12 Beers of X-Mas: St. Bernardus Christmas Ale

Friday, December 19th, 2008

I have been very slow with this beer series. Apologies.

From St. Bernardus in the brewing city of Watou comes the strong St. Bernardus Christmas Ale. St. Bernardus basically invented the modern Belgian “abbey” beer when in 1946 they took over the commercial production of the beers of abbey St. Sixtus. That is the monastery that produces Westvleteren Trappist ales, what many consider to be the finest beer in the world. Since that time beer brewed inside the walls of the monastery is available only to those who visit the brewery in person (or submit themselves to grey-market thuggery). St. Bernardus got the recipes and the moxy and ran with it, becoming a wildly successful commercial brewery. Until 1992 they were even selling it under the name Sixtus. They have quite a legacy: it is interesting to see today the wide variety of Belgian beer claiming association with this or that abbey that hadn’t existed for centuries before the brewery began, cashing in on the whole Belgian beer thing.

The Christmas Ale is very hazy and a deep dark mahogany, almost chocolate. The head is creamy and sticky, a pillow of wheat. The aroma is light and fruity but also noticeably cidery. A note of perry aroma as well. A bit of brown malt and a light alcohol tinge come through as well.

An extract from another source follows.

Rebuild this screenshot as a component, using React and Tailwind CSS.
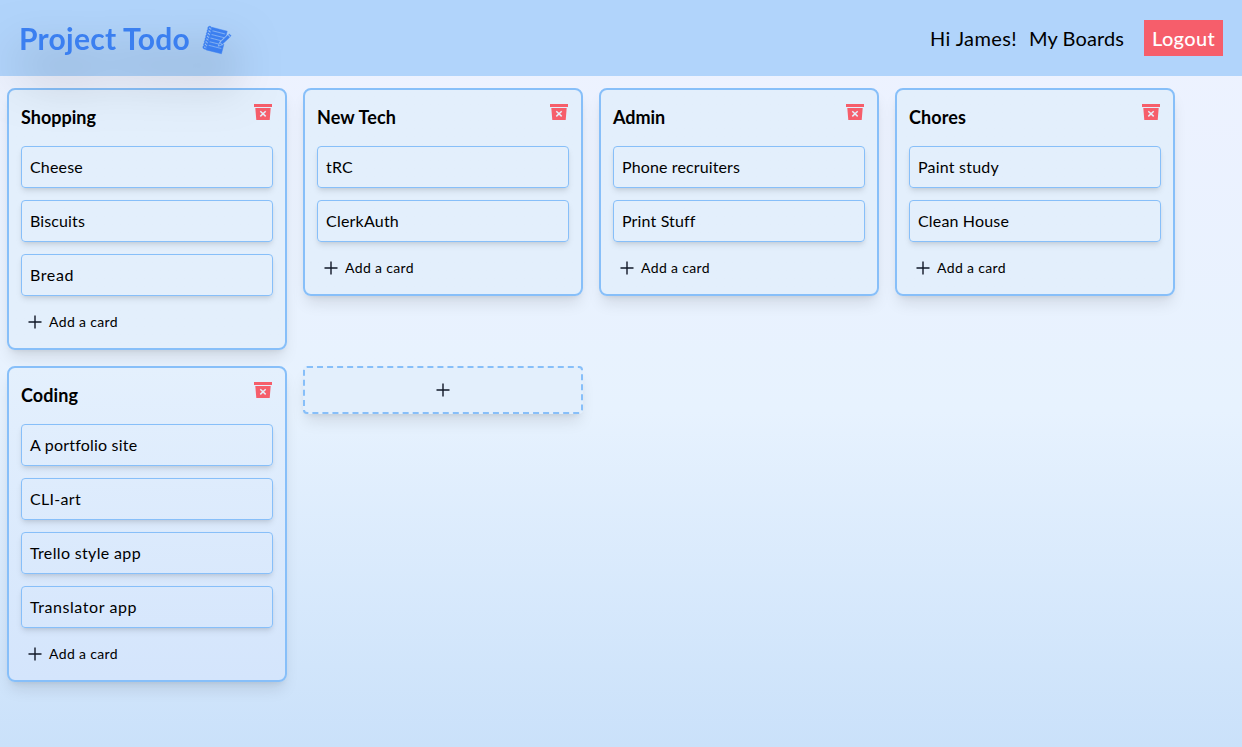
import { useLayoutEffect, useRef, useState } from "react";
import { GiNotebook } from "react-icons/gi";

const columns = [
  { name: "Shopping", w: 75, items: [["Cheese", 53], ["Biscuits", 55], ["Bread", 44]] },
  { name: "New Tech", w: 79, items: [["tRC", 27], ["ClerkAuth", 73]] },
  { name: "Admin", w: 52, items: [["Phone recruiters", 118], ["Print Stuff", 73]] },
  { name: "Chores", w: 57, items: [["Paint study", 81], ["Clean House", 91]] },
  {
    name: "Coding",
    w: 57,
    items: [["A portfolio site", 107], ["CLI-art", 51], ["Trello style app", 111], ["Translator app", 107]],
  },
];

// Text whose tracking is adjusted so that it fills the given width.
function Label({ children, w, className }) {
  const ref = useRef(null);
  const [tracking, setTracking] = useState(0);
  useLayoutEffect(() => {
    const natural = ref.current.getBoundingClientRect().width;
    setTracking((w - natural) / children.length);
  }, [w, children]);
  return (
    <span ref={ref} className={`whitespace-nowrap ${className}`} style={{ letterSpacing: tracking }}>
      {children}
    </span>
  );
}

function Plus() {
  return (
    <svg width="14" height="14" viewBox="0 0 14 14" stroke="#111827" strokeWidth="1.4">
      <path d="M7 .5v13M.5 7h13" />
    </svg>
  );
}

function ArchiveX() {
  return (
    <svg width="18" height="16" viewBox="0 0 18 16">
      <path fill="#f65e6b" d="M0 0h18v3H0zM1.3 4h15.4l-1 12H2.3z" />
      <path stroke="#e4effb" strokeWidth="1.5" d="M6.3 7.2l5.4 5.2M11.7 7.2l-5.4 5.2" />
    </svg>
  );
}

function Column({ name, w, items }) {
  return (
    <section className="w-[280px] self-start rounded-lg border-2 border-[#87bff9] bg-linear-to-b from-[#e3effc] to-[#e3effc] px-3 pt-3 shadow-lg last-of-type:from-[#e4f0fd] last-of-type:to-[#d4e5fc]">
      <div className="flex h-11 items-start justify-between pt-[2px]">
        <Label w={w} className="text-lg/[26px] font-bold">{name}</Label>
        <div className="pr-px"><ArchiveX /></div>
      </div>
      <div className="flex flex-col gap-3">
        {items.map(([text, width]) => (
          <div key={text} className="flex h-[42px] items-center rounded border border-[#87bff9] px-2 shadow-md">
            <Label w={width} className="text-base">{text}</Label>
          </div>
        ))}
      </div>
      <div className="flex h-[52px] items-center gap-[7px] pl-[7px]">
        <Plus />
        <Label w={69} className="text-sm">Add a card</Label>
      </div>
    </section>
  );
}

export default function App() {
  return (
    <div className="min-h-screen bg-linear-to-b from-[#eef2ff] from-0% via-[#e7f2fe] via-55% to-[#cae1fa] font-['Lato',sans-serif] text-black">
      <header className="flex h-[76px] items-center justify-between bg-[#b1d4fb] pr-[19px] pl-[19px]">
        <div className="flex items-center gap-[13px] text-[#3b7ff0] drop-shadow-[0_25px_25px_rgb(0_0_0/0.55)]">
          <Label w={171} className="text-[30px]/9 font-bold">Project Todo</Label>
          <GiNotebook className="mt-1 -ml-px size-[30px] stroke-current stroke-[8]" />
        </div>
        <nav className="flex items-center pb-px">
          <Label w={87} className="text-xl">Hi James!</Label>
          <Label w={95} className="ml-3 text-xl">My Boards</Label>
          <button className="-mb-px ml-5 flex h-9 w-[79px] items-center justify-center bg-[#f65e6b] text-white">
            <Label w={63} className="text-xl font-medium">Logout</Label>
          </button>
        </nav>
      </header>
      <main className="flex flex-wrap gap-4 pt-3 pl-[7px]">
        {columns.map((c) => <Column key={c.name} {...c} />)}
        <button className="flex h-12 w-[280px] items-center justify-center rounded border-2 border-dashed border-[#87bff9] bg-[#e3effc] shadow-lg">
          <Plus />
        </button>
      </main>
    </div>
  );
}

The flavor is strongly alcoholic – present but not sharp or overpowering. There is an exotic fruit flavor of passion fruit and papaya. A mild cider flavor and dustiness intrigue me. There is just a hint of residual sweetness. After the fourth sip or so I start to detect an oak flavor. There is some character that is just not right: it is all interesting but some fusel alcohol is really turning me off. The palate is creamy and full, perhaps just a little too lingering. But you’ve gotta hand it to Belgian brewers; for a 10% beer this is really very smooth.